Frequently Asked Questions

Why is the determinant only defined for square matrices?

The determinant represents properties of linear transformations from n-dimensional space to itself. Non-square matrices represent transformations between spaces of different dimensions, so concepts like "scaling factor" and "orientation preservation" don't apply in the same way. However, rectangular matrices have related concepts like the pseudodeterminant.

What does it mean when a determinant is zero?

A zero determinant indicates that the matrix is singular (non-invertible) and represents a transformation that collapses the space to a lower dimension. This means the matrix's rows or columns are linearly dependent, and any system of equations Ax = b either has no solution or infinitely many solutions.

How do I choose the best method for calculating determinants?

Use the direct formula for 2×2 matrices, cofactor expansion for 3×3 matrices (especially when done by hand), and LU decomposition for larger matrices. For very large matrices, consider whether you actually need the determinant value or just need to know if it's zero (which can be determined more efficiently).

Can determinants be negative, and what does the sign mean?

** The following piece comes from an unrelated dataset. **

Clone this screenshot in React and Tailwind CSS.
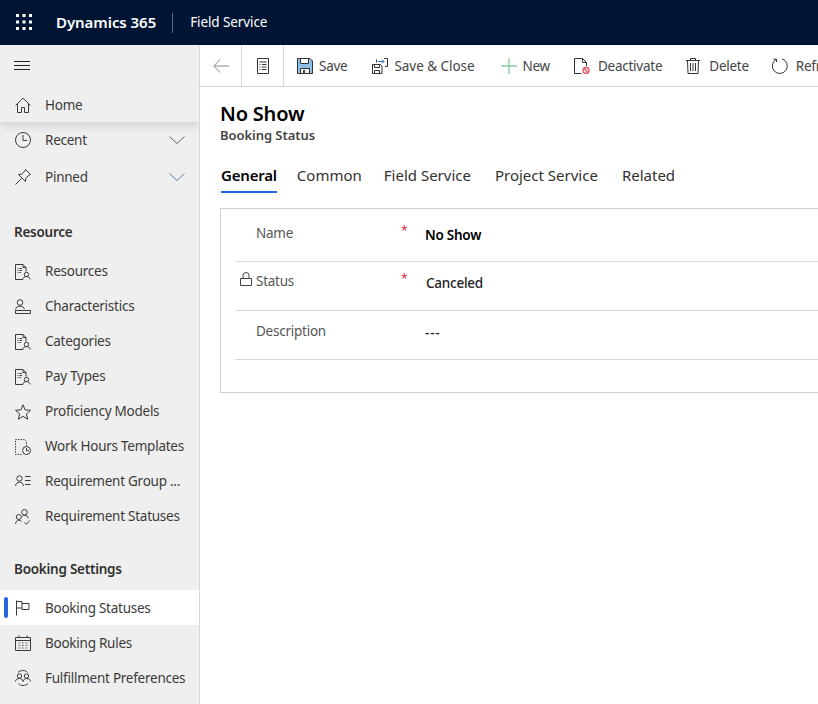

Yes, determinants can be negative. The sign indicates whether the linear transformation preserves (positive) or reverses (negative) orientation. In 2D, this means whether the transformation maintains the same handedness of coordinate systems. The absolute value gives the scaling factor for areas or volumes.

Why might my calculated determinant differ slightly from the expected value?

Small differences often result from floating-point arithmetic limitations, especially with large matrices or ill-conditioned systems. Round-off errors accumulate during calculation, and matrices close to being singular are particularly sensitive. Consider using higher precision arithmetic or alternative methods for critical applications.